In the entries below, identify every line with the string "styles" and copy it.

DATA EXTRACT:
────

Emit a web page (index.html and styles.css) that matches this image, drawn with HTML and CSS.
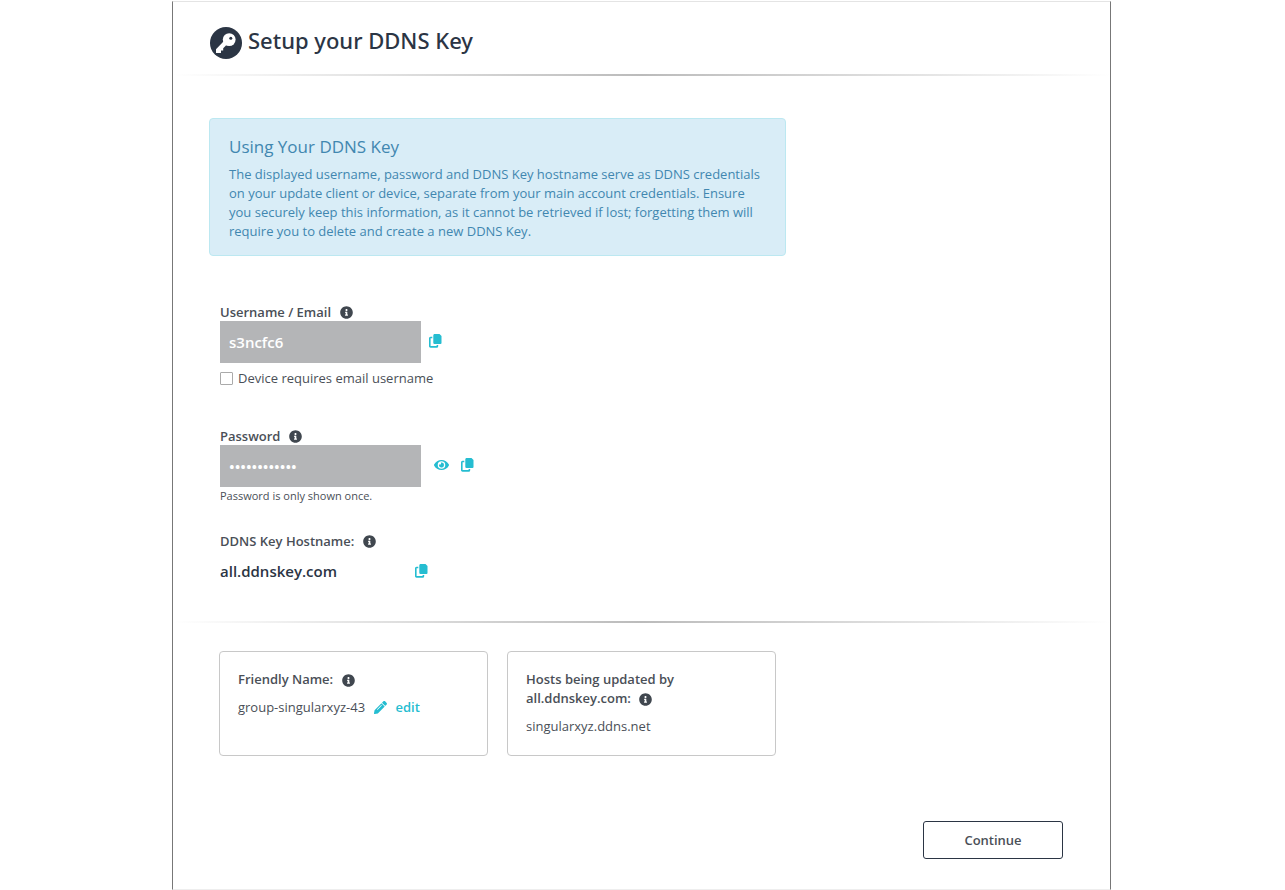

────

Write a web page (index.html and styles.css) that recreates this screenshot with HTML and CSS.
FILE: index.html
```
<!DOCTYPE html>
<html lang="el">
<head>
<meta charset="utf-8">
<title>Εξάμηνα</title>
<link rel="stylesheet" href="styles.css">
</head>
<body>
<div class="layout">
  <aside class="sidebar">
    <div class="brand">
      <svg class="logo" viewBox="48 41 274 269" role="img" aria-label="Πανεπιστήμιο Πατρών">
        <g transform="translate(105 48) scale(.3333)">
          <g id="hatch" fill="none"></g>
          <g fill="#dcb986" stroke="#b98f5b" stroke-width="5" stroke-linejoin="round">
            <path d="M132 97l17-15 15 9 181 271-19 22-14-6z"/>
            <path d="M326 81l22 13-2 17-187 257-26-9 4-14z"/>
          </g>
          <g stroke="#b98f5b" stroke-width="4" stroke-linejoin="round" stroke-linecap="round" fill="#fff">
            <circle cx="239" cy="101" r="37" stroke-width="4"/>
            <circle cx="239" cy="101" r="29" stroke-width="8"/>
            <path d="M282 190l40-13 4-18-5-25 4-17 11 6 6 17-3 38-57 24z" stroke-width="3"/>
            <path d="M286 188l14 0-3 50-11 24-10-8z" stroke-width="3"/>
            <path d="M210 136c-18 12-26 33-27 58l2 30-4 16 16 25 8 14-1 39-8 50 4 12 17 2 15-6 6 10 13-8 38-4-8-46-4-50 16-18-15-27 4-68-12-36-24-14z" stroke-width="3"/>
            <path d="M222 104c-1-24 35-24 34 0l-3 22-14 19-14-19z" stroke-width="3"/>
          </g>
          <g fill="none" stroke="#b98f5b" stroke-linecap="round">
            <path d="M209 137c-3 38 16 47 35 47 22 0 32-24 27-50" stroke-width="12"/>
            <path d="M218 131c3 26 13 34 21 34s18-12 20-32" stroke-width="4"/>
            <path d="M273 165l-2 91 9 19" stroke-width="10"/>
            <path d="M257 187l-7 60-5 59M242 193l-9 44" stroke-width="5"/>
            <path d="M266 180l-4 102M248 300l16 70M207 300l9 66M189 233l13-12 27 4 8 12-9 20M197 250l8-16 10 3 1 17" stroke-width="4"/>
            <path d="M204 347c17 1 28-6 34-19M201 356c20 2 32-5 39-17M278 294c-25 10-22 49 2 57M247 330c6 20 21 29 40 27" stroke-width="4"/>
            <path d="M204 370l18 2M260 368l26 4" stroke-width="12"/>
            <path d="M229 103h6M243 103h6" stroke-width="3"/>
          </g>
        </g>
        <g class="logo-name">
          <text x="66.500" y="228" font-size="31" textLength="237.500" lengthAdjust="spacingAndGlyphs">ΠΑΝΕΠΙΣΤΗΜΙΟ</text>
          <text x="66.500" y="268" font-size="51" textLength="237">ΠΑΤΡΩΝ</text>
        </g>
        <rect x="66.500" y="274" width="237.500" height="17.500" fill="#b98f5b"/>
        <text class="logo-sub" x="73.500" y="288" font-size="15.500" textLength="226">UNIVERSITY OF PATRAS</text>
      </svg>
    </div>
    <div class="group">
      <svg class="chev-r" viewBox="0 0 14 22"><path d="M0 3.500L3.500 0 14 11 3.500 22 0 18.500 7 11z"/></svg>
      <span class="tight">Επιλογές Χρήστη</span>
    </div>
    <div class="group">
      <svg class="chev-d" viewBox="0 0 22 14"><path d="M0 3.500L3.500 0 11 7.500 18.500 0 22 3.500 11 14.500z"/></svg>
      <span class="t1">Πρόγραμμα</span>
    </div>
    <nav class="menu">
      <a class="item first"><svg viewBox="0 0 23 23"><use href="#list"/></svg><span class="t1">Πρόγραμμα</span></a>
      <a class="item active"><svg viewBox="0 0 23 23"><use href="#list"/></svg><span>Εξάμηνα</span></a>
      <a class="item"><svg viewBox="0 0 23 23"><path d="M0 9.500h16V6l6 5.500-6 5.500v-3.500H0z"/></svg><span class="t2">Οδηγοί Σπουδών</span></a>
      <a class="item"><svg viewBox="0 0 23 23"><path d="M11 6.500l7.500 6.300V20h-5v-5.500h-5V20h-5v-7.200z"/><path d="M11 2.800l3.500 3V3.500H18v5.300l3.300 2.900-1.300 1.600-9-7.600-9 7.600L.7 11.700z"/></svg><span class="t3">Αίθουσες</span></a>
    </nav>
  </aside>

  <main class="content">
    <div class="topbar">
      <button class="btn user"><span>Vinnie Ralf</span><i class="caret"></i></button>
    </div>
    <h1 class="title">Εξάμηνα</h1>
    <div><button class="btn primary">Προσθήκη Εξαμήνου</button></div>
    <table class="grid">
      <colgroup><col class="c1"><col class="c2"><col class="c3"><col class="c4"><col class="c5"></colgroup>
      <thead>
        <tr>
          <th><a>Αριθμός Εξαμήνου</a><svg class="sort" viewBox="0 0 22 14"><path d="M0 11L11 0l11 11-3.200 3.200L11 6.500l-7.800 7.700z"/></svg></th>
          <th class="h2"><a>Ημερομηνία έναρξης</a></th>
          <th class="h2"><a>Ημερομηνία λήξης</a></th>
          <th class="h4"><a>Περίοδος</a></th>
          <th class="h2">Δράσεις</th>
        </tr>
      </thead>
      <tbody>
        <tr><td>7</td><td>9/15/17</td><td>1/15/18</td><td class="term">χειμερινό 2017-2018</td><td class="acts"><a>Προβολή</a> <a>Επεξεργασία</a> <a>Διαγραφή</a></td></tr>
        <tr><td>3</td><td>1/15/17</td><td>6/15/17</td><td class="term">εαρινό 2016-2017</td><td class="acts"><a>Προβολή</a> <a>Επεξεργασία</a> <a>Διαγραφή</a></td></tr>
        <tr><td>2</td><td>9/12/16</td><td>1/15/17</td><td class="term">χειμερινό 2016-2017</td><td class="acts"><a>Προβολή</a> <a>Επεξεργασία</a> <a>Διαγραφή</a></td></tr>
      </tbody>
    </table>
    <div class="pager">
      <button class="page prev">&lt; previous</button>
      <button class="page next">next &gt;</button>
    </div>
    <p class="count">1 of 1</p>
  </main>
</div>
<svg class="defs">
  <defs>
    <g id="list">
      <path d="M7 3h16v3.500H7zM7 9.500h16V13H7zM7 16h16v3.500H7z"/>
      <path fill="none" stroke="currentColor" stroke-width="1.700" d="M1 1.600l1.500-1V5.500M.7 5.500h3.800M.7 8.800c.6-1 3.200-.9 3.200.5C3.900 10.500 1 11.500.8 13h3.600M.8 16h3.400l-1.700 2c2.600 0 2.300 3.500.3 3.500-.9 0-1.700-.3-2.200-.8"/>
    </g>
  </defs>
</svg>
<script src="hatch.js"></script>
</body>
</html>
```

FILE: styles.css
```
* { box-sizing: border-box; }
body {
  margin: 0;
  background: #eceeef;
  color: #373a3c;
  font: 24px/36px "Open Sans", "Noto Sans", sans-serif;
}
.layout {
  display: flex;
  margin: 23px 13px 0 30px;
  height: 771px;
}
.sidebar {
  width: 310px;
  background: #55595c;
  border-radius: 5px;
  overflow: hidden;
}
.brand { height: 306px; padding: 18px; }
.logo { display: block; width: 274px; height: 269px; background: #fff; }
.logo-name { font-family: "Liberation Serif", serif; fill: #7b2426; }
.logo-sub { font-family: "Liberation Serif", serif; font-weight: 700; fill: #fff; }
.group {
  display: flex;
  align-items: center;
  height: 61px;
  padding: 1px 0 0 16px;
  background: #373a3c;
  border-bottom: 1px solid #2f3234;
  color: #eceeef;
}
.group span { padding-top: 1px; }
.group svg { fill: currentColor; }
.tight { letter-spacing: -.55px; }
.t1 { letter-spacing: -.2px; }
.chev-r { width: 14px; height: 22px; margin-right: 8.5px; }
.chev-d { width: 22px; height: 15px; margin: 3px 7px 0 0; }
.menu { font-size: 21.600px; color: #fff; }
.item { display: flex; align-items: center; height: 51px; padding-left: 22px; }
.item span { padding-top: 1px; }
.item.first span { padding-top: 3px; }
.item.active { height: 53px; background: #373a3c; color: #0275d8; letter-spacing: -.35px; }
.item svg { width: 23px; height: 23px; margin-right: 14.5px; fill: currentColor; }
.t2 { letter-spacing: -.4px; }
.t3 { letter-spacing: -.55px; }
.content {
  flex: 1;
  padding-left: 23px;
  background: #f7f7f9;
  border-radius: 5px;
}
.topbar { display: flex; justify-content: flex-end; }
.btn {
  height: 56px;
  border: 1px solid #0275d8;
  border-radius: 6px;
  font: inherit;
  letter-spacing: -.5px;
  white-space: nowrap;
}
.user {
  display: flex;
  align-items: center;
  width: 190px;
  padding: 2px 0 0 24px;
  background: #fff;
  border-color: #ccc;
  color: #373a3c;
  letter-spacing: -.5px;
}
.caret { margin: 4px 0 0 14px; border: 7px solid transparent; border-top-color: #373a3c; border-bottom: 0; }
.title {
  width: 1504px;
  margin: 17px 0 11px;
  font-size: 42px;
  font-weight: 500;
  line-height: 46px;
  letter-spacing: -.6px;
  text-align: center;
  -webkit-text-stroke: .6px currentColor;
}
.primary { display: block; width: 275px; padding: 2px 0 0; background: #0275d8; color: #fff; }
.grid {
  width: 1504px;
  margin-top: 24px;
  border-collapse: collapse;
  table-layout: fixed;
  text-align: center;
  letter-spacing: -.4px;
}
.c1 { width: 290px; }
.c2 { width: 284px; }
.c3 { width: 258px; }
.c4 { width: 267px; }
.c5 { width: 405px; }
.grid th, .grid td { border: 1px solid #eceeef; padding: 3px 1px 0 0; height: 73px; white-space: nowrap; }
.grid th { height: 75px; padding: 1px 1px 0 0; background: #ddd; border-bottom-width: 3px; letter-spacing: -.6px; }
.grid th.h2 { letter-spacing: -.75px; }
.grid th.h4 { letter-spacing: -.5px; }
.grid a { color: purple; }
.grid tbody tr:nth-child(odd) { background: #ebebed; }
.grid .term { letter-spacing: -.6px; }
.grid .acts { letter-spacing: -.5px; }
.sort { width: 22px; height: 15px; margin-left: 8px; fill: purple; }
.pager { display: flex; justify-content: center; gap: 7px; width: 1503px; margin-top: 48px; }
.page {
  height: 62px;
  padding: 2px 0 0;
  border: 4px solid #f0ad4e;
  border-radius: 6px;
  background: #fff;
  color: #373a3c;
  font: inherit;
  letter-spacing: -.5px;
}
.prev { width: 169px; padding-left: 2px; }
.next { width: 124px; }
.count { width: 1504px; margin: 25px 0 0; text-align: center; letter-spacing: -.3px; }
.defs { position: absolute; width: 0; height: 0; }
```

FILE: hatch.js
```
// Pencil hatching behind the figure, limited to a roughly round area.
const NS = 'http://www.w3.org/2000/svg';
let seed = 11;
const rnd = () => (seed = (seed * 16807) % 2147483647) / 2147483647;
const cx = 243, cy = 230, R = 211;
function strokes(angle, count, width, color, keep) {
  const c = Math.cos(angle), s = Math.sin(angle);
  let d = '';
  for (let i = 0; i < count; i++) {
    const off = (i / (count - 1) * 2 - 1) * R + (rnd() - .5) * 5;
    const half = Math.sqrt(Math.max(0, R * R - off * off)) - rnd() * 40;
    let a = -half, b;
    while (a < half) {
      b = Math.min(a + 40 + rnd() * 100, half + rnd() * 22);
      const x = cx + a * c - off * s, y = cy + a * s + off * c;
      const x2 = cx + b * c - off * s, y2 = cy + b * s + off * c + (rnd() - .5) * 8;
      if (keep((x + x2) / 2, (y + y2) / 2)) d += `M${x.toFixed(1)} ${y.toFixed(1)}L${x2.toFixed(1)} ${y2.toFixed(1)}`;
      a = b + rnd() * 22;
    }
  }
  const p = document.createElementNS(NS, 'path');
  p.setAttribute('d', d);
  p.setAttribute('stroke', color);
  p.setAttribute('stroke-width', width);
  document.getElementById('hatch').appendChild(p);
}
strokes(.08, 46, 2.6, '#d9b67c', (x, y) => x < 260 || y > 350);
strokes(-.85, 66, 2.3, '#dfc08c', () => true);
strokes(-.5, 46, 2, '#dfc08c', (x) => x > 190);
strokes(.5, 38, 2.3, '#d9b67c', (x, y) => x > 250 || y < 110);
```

────

ANSWER TO THIS TASK:
Emit a web page (index.html and styles.css) that matches this image, drawn with HTML and CSS.
Write a web page (index.html and styles.css) that recreates this screenshot with HTML and CSS.
<link rel="stylesheet" href="styles.css">
FILE: styles.css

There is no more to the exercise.